Dedicate yourself to playing complete, hard-to-categorize instrumental music. Ensure that almost every tune in your repertoire is in odd meter. And while you're at it, make your lead instrument a banjo.
It sounds like a surefire recipe for obscurity. But Bela Fleck & the Flecktones have parlayed that unlikely formula into a successful 15 year career, winning a wildly devoted audience that's nearly as eclectic as the band's music. And since 1997, a cornerstone of the Flecktones' sounds has been the adventurous reed work of saxophonist Jeff Coffin.
Joining Bela's band was not the first unlikely move in Coffin's career. After graduating from North Texas U's famed jazz program, he relocated not to New York or Hollywood, but to Nashville, becoming a sax man in Guitar Town.
I've played hundreds and hundreds of gigs on these horns, and they always sound great, all the way from the lowest register up into the altissimo.
"It was kind of odd," chuckles Coffin. "I called my first solo record Outside the Lines, because that's the way I felt. But we have so many great musicians living here, not just country players: Chester Thompson, Adrian Belew, Larry Carlton, and the Flecktones - heavy players, man."
Coffin played on studio sessions and hosted a popular jam session until a mutual acquaintance suggested he get together with Fleck. The two hit it off, and soon Coffin was learning to phrase along with Bela's banjo.
Coffin says the collaboration has necessitated some stylistic adjustments: "For one thing, I've had to lighten up my articulation. Phrasing with Bela is very different from how I'd play with, say, a trumpet player, because banjo is not a wind-blown instrument, and it doesn't have much sustain. And that's not the only challenge. The music demands things like playing difficult passages in altissimo register and soloing in strange sax keys like C# and f#. It's backed me into a lot of corners I wouldn't have thought possible if I'd been playing 4/4 standards."
There's not much 4/4 in Coffin's life. "Almost everything is in some strange time signature," he says. "We play in seven, eight-and-a-half, seventeen. Sometimes things are actually in more than one time signature simultaneously. You might have a five going over a three, or a seven over a four. After a while, you don't even count it - you just hear it as a phrase."
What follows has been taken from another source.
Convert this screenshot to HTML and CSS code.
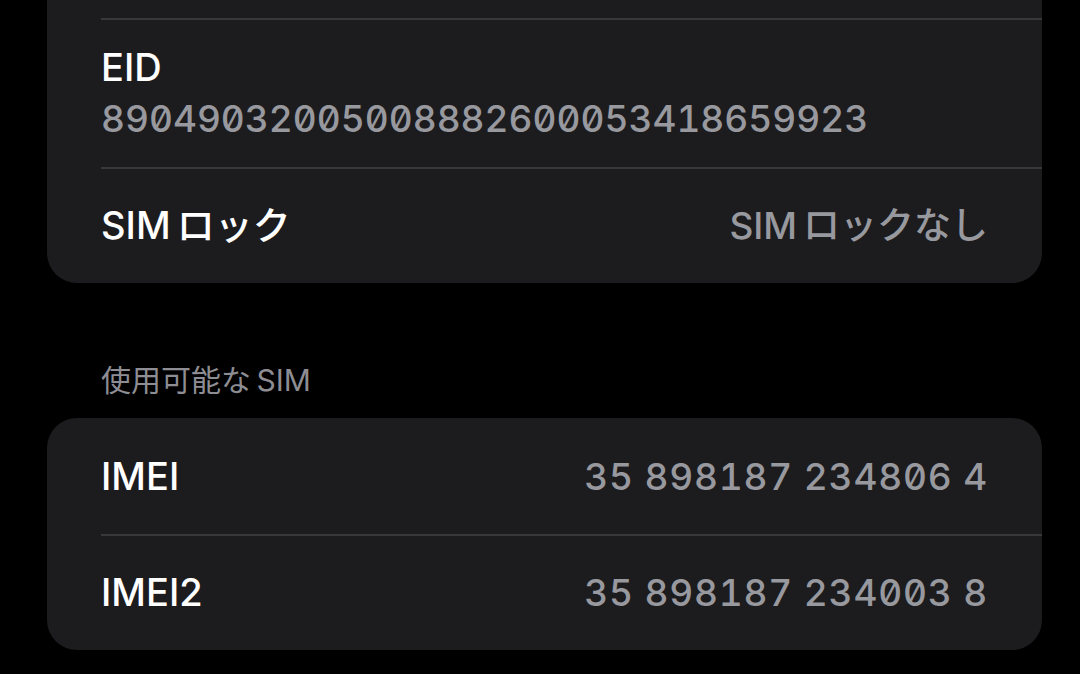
FILE: index.html
```html
<!DOCTYPE html>
<html lang="ja">
<head>
<meta charset="utf-8">
<title>SIM</title>
<link rel="stylesheet" href="styles.css">
</head>
<body>
<main class="page">
  <section class="group group-first">
    <div class="row row-hidden"></div>
    <div class="row row-stack">
      <div class="label">EID</div>
      <div class="num eid">89049032005008882600053418659923</div>
    </div>
    <div class="row">
      <div class="label">SIM ロック</div>
      <div class="value">SIM ロックなし</div>
    </div>
  </section>

  <h2 class="group-header">使用可能な SIM</h2>

  <section class="group">
    <div class="row">
      <div class="label">IMEI</div>
      <div class="num imei">35 898187 234806 4</div>
    </div>
    <div class="row">
      <div class="label">IMEI2</div>
      <div class="num imei">35 898187 234003 8</div>
    </div>
  </section>
</main>
</body>
</html>
```

FILE: styles.css
```css
html, body {
  margin: 0;
  padding: 0;
  background: #000;
  height: 100%;
  overflow: hidden;
}

body {
  font-family: Inter, "Noto Sans CJK JP", sans-serif;
  color: #fff;
}

.page {
  padding: 0 38px 0 47px;
}

.group {
  background: #1c1c1e;
  border-radius: 30px;
  overflow: hidden;
}

.group-first {
  margin-top: -60px;
}

.row {
  position: relative;
  display: flex;
  align-items: center;
  justify-content: space-between;
  min-height: 116px;
  padding: 0 54px;
  box-sizing: border-box;
}

.row + .row::before {
  content: "";
  position: absolute;
  top: 0;
  left: 54px;
  right: 0;
  height: 2px;
  background: #38383a;
}

.row-hidden {
  min-height: 78px;
}

.row-stack {
  flex-direction: column;
  align-items: flex-start;
  justify-content: flex-start;
  min-height: 149px;
  padding-top: 28px;
  gap: 8px;
}

.label {
  font-size: 38px;
  line-height: 43px;
  font-weight: 500;
  color: #fff;
  word-spacing: -4px;
}

.value {
  font-size: 37px;
  line-height: 43px;
  font-weight: 500;
  color: #98989f;
  word-spacing: -4px;
}

.num {
  font-family: Inter, sans-serif;
  font-feature-settings: "tnum" 1, "zero" 1;
  font-variant-numeric: tabular-nums slashed-zero;
  font-size: 37px;
  line-height: 43px;
  font-weight: 500;
  color: #98989f;
}

.eid {
  letter-spacing: 0;
}

.imei {
  letter-spacing: 0.8px;
}

.group-header {
  margin: 0;
  padding: 79px 0 20px 54px;
  font-size: 30px;
  line-height: 36px;
  font-weight: 400;
  color: #8d8d93;
  word-spacing: -3px;
}
```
Yet Coffin feels at home. "I've always been interested in many kinds of music," he explains. "And this band is great for me, because we get to touch on so many styles: African, Indian, Irish, Afro-Cuban, funk, and R&B. And of course, there's a huge jazz influence, too. Chick Corea and Charlie Parker were Bela's two biggest influences when he was growing up."
Coffin is a convert to Yamaha instruments. "I play a Yamaha tenor and alto, plus a Yamaha flute," he says. "I wasn't looking for a new horn when I tried out the new Yamaha Z series saxophones - I was quite happy with what I'd been using. But as soon as I checked them out, I was immediately impressed.
In typical Yamaha fashion, Jeff's comments led to further design developments. "I mentioned to them that I thought the Yamaha saxes would sound better with the coat of lacquer removed," he recalls. "one reason some of the great old horns sound so good is because their lacquer has started to break up, which really lets the metal vibrate."
Before long Yamaha contacted Coffin again, inviting him to try some new, lacquer-free horns. "I was very impressed that they would take the time and initiative to do that based on my suggestion," says Jeff. "I tried them out and found a killing instrument. The Yamaha horns have lots of character. I can put a lot of air through them, but when I put less air through, they still have an even sound. They're in tune, easy to play, and they sound fabulous. In the studio, I tried comparing the Yamahas against my older horns using an oscilloscope, and the Yamaha was the warmest and darkest of the horns. I've recommended it to a lot of friends, including some very successful session players, and they love it. It's a great horn, man. I've played hundreds and hundreds of gigs on these horns, and they always sound great, all the way from the lowest register up into altissimo.
When he's not on the road, Coffin fronts his own band, The Mu'tet, whose upcoming Compass records release boasts a stellar cast of Nashville session players. [Info available at www.JeffCoffin.com.] "The group name comes from 'mutation,'" Jeff explains. "It's an ever-expanding, ever-evolving project that incorporates a diverse palette of sounds."
Meanwhile, the Flecktones recently commenced work on their next record. Judging by Coffin's instrumental duties, the group isn't exactly narrowing its horizons. "We've done five tunes," says Jeff. "And so far I've played soprano, tenor, clarinet, pennywhistle, conch shell, bells, and multiphonic singing through the flute!"